The most recent poster child for the failure to understand resource limits is the town of Rio Verde Foothills, an unincorporated part of Maricopa County in Arizona adjacent to Scottsdale. The town's residents were blindsided recently, when the City of Scottsdale ceased allowing water trucks to fill up from the city's water system to service the hundreds of homes in Rio Verde which lack water wells and use water tanks.

The residents still have access to water, but at a price that now averages triple what they were paying, about $660 a month for a thousand gallons. Instead of filling up and riding 15 minutes to Rio Verde, water trucks must now spend up to two hours round trip-after finding a willing supplier.

Warnings about the inevitable water crisis in the American West are not new.

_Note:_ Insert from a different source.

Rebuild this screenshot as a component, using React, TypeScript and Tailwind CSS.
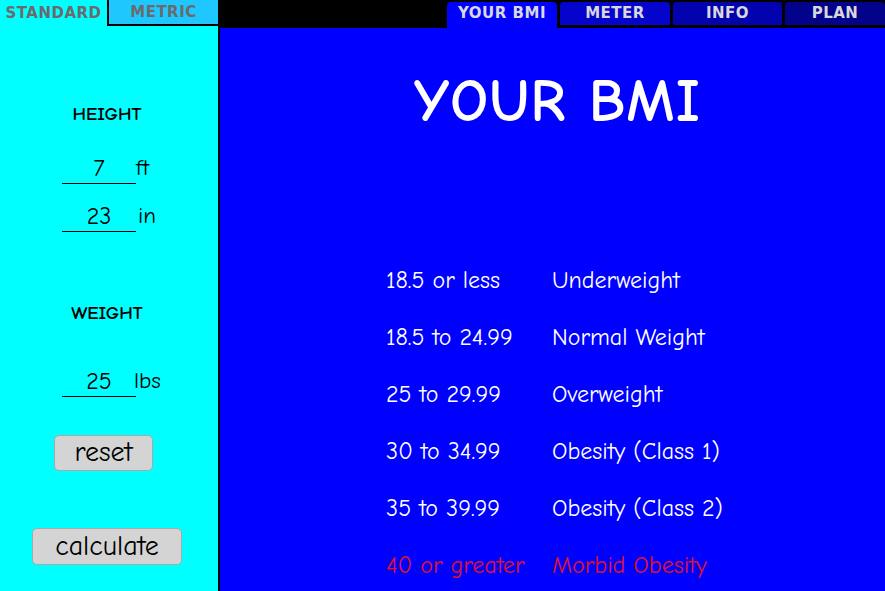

The most comprehensive and prescient critique came from author Marc Reisner in 1986 in his classic tale of greed and corruption, Cadillac Desert: The American West and its Disappearing Water. In a previous piece about water and the West I wrote:

It turns out that there is no substitute for potable water-despite what economic theory may wish to assert. To get enough of it in many locales will be increasingly expensive as we turn to ever more exotic means to extract water while both population grows and climate-enhanced droughts diminish replenishment of existing sources.

It's not as if there haven't been warnings for residents of the American West along the way. I had only to look out my airplane window to see the effects of the ongoing drought there as I was approaching Las Vegas. Lake Mead's "bathtub ring"-the result of mineral deposition on the lake floor when water levels were higher-was clearly visible from the air. That was in 2009!

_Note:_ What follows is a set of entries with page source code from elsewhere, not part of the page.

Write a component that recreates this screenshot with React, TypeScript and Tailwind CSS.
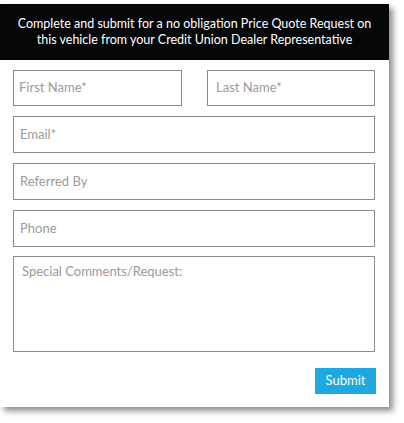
export default function App() {
  const fields = ["Email*", "Referred By", "Phone"];

  return (
    <div className="w-[404px] h-[423px] bg-white pt-[4px]" style={{ fontFamily: "Lato, 'Open Sans', sans-serif" }}>
      <div className="w-[389px] h-[403px] bg-white shadow-[4px_4px_6px_rgba(0,0,0,0.45)]">
        {/* Header */}
        <div className="h-[56px] bg-[#050708] flex items-center justify-center px-3">
          <p className="text-white text-[12.5px] leading-[16px] text-center">
            Complete and submit for a no obligation Price Quote Request on this vehicle from your Credit Union Dealer Representative
          </p>
        </div>

        <form className="px-[13px] pt-[10px] flex flex-col">
          <div className="flex gap-[25px]">
            <div className="w-[169px] h-[36px] border border-[#8a8a8a] flex items-center px-[5px] text-[13px] text-[#9a9a9a]">
              First Name*
            </div>
            <div className="w-[168px] h-[36px] border border-[#8a8a8a] flex items-center px-[8px] text-[13px] text-[#9a9a9a]">
              Last Name*
            </div>
          </div>

          {fields.map((f) => (
            <div
              key={f}
              className="mt-[10px] w-[362px] h-[37px] border border-[#8a8a8a] flex items-center px-[6px] text-[13px] text-[#9a9a9a]"
            >
              {f}
            </div>
          ))}

          <div className="mt-[9px] w-[362px] h-[96px] border border-[#8a8a8a] px-[8px] pt-[5px] text-[13px] text-[#9a9a9a]">
            Special Comments/Request:
          </div>

          <div className="flex justify-end mt-[16px]">
            <button
              type="button"
              className="w-[61px] h-[26px] bg-[#1fa8e0] text-white text-[13px] flex items-center justify-center"
            >
              Submit
            </button>
          </div>
        </form>
      </div>
    </div>
  );
}
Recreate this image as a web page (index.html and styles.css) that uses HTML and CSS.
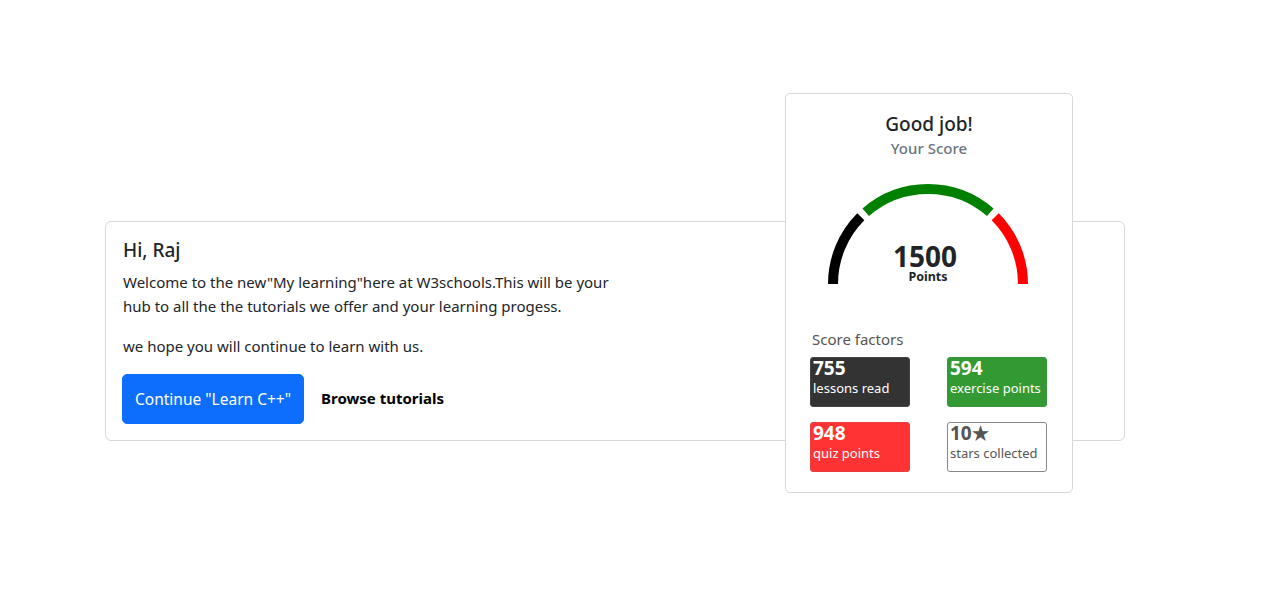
FILE: index.html
```html
<!DOCTYPE html>
<html>
<head>
<meta charset="utf-8">
<link rel="stylesheet" href="styles.css">
</head>
<body>
<div class="page">
  <div class="welcome-card">
    <div class="welcome-text">
      <h5 class="title">Hi, Raj</h5>
      <p>Welcome to the new"My learning"here at W3schools.This will be your hub to all the the tutorials we offer and your learning progess.</p>
      <p>we hope you will continue to learn with us.</p>
      <div class="actions">
        <button class="btn-primary">Continue "Learn C++"</button>
        <a class="browse">Browse tutorials</a>
      </div>
    </div>
  </div>

  <div class="score-card">
    <h5 class="score-title">Good job!</h5>
    <div class="score-sub">Your Score</div>
    <div class="gauge">
      <svg width="200" height="100" viewBox="0 0 200 100">
        <path d="M5 100 A95 95 0 0 1 32.8 32.8" fill="none" stroke="#000" stroke-width="10"/>
        <path d="M37.7 28.3 A95 95 0 0 1 162.3 28.3" fill="none" stroke="#008000" stroke-width="10"/>
        <path d="M167.2 32.8 A95 95 0 0 1 195 100" fill="none" stroke="#ff0000" stroke-width="10"/>
      </svg>
      <div class="gauge-value">
        <div class="points">1500</div>
        <div class="points-label">Points</div>
      </div>
    </div>
    <div class="factors-title">Score factors</div>
    <div class="factors">
      <div class="factor dark"><div class="num">755</div><div class="lbl">lessons read</div></div>
      <div class="factor green"><div class="num">594</div><div class="lbl">exercise points</div></div>
      <div class="factor red"><div class="num">948</div><div class="lbl">quiz points</div></div>
      <div class="factor white"><div class="num">10★</div><div class="lbl">stars collected</div></div>
    </div>
  </div>
</div>
</body>
</html>
```

FILE: styles.css
```css
* { box-sizing: border-box; }
body {
  margin: 0;
  font-family: "Noto Sans", "Open Sans", sans-serif;
  color: #212529;
  background: #fff;
}
.page {
  position: relative;
  width: 1268px;
  height: 603px;
  padding: 221px 0 0 105px;
}
.welcome-card {
  width: 1020px;
  border: 1px solid #d6d8db;
  border-radius: 6px;
  padding: 16px 16px;
}
.welcome-text { width: 500px; padding-left: 1px; }
.title {
  margin: 0 0 8px;
  font-size: 19px;
  font-weight: 500;
  line-height: 24px;
}
.welcome-text p {
  margin: 0 0 16px;
  font-size: 15px;
  line-height: 24px;
}
.actions {
  display: flex;
  align-items: center;
  gap: 17px;
}
.btn-primary {
  background: #0d6efd;
  color: #fff;
  border: 1px solid #0d6efd;
  border-radius: 5px;
  font-family: inherit;
  font-size: 15.5px;
  line-height: 24px;
  padding: 12px 4px;
  width: 182px;
  height: 50px;
  margin-left: -1px;
  white-space: nowrap;
  text-align: center;
}
.browse {
  font-weight: 700;
  font-size: 15px;
  color: #000;
  margin-top: -3px;
}
.score-card {
  position: absolute;
  left: 785px;
  top: 93px;
  width: 288px;
  height: 400px;
  background: #fff;
  border: 1px solid #d6d8db;
  border-radius: 5px;
  padding: 16px 24px 20px;
  display: flex;
  flex-direction: column;
  align-items: center;
}
.score-title {
  margin: 0;
  font-size: 19px;
  font-weight: 500;
  line-height: 28px;
}
.score-sub {
  font-size: 15px;
  color: #6c757d;
  line-height: 22px;
  margin-top: -1px;
  font-weight: 500;
}
.gauge {
  position: relative;
  width: 200px;
  height: 100px;
  margin-top: 25px;
  margin-left: -2px;
}
.gauge svg { display: block; }
.gauge-value {
  position: absolute;
  left: 0;
  right: 0;
  top: 59px;
  text-align: center;
}
.points {
  font-size: 28px;
  font-weight: 700;
  line-height: 26px;
  margin-left: -6px;
}
.points-label {
  font-size: 12.5px;
  font-weight: 700;
  line-height: 14px;
  margin-top: 1px;
}
.factors-title {
  align-self: flex-start;
  margin: 45px 0 0 2px;
  font-size: 15px;
  color: #555;
  line-height: 20px;
}
.factors {
  align-self: flex-start;
  margin-top: 8px;
  display: grid;
  grid-template-columns: 100px 100px;
  column-gap: 37px;
  row-gap: 15px;
}
.factor {
  height: 50px;
  border: 1px solid #888;
  border-radius: 3px;
  padding: 0 2px;
  color: #fff;
}
.factor .num {
  font-size: 19px;
  font-weight: 700;
  line-height: 20px;
}
.factor .lbl {
  font-size: 13px;
  line-height: 20px;
  white-space: nowrap;
}
.dark { background: #333; border-color: #444; }
.green { background: #339933; border-color: #3a963a; }
.red { background: #ff3333; border-color: #e64040; }
.white { background: #fff; color: #555; }
```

Vast Western water projects such as Hoover Dam which formed Lake Mead lulled generations of westerners into thinking that there would always be a solution to their water needs. It turns out that the solution now is to cut back dramatically on water use. Recently, six of the seven states in the Colorado River watershed agreed on such a plan. But the seventh state, California, rejected that plan and proposed its own.

It is no wonder that the states are having trouble agreeing. The U.S. Bureau of Reclamation which oversees water management of the Colorado River is asking the states to cut water usage from the river by 15 to 30 percent. The California proposal seeks to delay cuts in hopes that more rain will postpone the inevitable.

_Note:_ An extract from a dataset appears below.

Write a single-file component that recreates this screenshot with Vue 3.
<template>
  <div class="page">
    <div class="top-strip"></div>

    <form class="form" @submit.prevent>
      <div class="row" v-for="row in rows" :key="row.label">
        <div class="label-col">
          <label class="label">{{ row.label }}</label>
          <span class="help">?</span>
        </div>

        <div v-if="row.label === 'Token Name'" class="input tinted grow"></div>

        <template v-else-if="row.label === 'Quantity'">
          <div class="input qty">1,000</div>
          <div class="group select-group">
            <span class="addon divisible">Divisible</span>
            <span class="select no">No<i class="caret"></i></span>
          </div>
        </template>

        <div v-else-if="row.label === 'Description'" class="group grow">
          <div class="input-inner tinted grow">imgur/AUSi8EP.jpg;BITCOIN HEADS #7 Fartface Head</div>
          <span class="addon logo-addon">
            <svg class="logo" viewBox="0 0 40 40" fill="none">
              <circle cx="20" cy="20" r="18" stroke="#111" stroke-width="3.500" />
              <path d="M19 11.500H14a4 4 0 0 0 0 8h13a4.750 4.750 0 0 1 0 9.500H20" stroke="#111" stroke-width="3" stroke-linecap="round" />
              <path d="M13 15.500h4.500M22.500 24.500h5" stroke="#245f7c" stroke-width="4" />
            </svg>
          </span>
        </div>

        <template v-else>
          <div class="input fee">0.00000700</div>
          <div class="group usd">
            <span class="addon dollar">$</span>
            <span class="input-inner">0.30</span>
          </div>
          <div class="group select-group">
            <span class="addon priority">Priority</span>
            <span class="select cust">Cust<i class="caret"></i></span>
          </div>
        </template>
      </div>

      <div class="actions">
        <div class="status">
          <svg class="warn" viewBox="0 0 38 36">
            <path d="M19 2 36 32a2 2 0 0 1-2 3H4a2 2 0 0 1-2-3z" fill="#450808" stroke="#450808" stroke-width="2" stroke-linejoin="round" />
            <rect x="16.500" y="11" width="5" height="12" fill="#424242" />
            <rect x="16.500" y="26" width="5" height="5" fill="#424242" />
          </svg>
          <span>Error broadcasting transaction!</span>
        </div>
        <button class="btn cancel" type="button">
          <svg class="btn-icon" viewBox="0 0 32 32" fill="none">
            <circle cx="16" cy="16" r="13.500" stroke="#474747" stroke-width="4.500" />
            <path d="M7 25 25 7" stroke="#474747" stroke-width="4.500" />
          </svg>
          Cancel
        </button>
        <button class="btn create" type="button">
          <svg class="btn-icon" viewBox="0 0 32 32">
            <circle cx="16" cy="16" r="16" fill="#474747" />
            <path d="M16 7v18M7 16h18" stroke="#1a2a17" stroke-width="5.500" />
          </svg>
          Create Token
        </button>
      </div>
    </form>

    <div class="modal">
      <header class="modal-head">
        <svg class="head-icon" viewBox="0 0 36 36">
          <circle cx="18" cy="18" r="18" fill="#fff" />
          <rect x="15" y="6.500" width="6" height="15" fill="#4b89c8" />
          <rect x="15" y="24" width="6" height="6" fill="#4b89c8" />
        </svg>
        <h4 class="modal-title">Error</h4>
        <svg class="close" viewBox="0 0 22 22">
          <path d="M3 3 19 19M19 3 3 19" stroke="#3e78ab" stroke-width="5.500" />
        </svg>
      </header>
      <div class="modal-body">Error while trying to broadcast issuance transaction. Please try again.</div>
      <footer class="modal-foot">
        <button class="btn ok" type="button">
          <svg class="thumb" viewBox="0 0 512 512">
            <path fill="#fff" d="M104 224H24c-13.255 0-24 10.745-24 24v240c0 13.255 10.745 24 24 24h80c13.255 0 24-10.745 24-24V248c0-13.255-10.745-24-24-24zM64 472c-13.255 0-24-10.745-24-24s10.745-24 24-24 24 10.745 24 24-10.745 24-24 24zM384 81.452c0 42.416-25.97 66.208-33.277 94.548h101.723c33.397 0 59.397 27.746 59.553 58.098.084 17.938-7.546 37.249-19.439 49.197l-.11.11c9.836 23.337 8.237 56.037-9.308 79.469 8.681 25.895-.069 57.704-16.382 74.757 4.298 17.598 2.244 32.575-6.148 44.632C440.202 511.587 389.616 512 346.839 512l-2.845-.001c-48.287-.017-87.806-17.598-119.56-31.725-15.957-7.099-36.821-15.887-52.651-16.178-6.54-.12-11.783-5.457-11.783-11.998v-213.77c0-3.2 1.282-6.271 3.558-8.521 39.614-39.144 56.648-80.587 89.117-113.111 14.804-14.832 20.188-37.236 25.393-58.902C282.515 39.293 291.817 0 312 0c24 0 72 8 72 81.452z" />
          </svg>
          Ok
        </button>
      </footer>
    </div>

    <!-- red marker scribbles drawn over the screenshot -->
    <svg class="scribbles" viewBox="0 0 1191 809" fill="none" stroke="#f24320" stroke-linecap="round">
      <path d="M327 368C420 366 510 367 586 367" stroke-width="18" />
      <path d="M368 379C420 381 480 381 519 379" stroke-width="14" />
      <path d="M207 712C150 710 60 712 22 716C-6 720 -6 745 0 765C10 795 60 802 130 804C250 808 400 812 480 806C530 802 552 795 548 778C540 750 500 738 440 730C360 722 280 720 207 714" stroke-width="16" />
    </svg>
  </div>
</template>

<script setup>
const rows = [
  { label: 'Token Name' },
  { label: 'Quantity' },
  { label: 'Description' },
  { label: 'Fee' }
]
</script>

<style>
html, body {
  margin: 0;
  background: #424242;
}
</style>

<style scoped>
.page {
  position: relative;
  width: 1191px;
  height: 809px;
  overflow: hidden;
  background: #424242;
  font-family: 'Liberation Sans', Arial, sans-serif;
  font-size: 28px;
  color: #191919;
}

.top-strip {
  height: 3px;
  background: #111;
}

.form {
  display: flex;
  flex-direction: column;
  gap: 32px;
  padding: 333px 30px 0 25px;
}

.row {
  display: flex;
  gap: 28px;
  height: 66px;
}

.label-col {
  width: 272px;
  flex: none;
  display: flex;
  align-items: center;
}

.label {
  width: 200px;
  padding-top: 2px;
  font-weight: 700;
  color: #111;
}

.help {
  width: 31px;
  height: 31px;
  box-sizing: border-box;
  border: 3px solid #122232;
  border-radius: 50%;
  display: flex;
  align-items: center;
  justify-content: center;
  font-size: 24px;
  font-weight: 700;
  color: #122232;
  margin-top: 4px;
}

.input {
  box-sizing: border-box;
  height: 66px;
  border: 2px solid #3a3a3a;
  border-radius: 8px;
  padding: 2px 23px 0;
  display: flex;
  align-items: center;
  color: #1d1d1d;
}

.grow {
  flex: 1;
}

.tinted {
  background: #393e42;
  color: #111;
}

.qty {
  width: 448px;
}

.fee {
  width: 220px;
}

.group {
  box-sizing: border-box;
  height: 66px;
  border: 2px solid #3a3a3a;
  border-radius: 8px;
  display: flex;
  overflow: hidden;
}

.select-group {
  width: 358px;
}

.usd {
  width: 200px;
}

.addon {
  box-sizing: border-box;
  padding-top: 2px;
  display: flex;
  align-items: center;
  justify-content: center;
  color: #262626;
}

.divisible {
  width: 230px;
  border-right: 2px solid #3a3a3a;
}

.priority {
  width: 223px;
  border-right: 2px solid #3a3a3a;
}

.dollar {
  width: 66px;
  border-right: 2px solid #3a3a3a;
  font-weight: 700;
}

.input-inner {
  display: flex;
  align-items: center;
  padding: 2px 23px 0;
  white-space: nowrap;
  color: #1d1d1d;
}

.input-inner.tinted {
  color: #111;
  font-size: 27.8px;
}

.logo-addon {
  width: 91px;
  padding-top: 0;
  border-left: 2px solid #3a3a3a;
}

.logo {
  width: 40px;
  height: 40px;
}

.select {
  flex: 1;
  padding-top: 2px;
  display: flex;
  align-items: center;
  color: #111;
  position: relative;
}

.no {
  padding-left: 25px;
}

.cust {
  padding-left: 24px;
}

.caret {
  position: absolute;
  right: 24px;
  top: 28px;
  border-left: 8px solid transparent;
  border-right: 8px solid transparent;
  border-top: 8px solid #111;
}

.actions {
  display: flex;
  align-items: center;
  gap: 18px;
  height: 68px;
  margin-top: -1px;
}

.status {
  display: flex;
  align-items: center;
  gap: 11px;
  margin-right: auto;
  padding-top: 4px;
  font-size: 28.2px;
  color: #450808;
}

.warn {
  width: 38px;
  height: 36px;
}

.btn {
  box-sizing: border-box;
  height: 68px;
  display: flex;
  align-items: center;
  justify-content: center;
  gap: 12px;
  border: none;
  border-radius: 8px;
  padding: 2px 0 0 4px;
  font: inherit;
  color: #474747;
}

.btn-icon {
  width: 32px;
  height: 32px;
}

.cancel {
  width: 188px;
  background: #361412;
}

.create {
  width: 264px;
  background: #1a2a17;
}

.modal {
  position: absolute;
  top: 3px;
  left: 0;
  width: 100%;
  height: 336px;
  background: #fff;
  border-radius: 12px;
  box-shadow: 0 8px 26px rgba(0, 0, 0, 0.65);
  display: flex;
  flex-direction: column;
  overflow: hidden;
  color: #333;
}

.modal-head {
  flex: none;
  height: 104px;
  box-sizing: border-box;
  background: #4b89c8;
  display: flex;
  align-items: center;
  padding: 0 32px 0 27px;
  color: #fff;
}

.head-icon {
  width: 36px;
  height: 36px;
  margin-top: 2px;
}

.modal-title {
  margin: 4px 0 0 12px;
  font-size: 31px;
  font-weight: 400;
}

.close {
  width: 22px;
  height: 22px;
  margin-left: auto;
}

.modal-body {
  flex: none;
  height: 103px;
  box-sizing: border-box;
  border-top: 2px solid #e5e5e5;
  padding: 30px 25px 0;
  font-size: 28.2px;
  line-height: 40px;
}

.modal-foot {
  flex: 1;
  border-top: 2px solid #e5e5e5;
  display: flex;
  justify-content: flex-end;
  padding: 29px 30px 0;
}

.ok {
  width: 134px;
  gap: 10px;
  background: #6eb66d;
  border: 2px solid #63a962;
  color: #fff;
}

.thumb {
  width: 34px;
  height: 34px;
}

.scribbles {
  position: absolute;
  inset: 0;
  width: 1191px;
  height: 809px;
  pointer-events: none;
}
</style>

But that has been the perennial response to water problems in the West. It is reminiscent of such fantasies as "rain follows the plow," a slogan designed to attract settlers to the American Great Plains to cultivate its vast open prairies in the 19th century. An unusually wet period in the Great Plains during the first half of the 19th century lent credence to this idea. But as rainfall returned to historical averages, the result was that marginal lands became unproductive. Ultimately, lack of soil conservation practices and drought led to the Dust Bowl of the 1930s.

The dust has been swirling throughout the American West for decades. And yet, the realization that the region could not sustain a vast expansion of population and agriculture in the face of limited water supplies is only now being acknowledged.

Last month the new governor of Arizona released a report withheld by the previous administration that said a project to build tens of thousands of homes in the West Valley area adjacent to Phoenix will not move forward because there is not sufficient ground water to supply those homes.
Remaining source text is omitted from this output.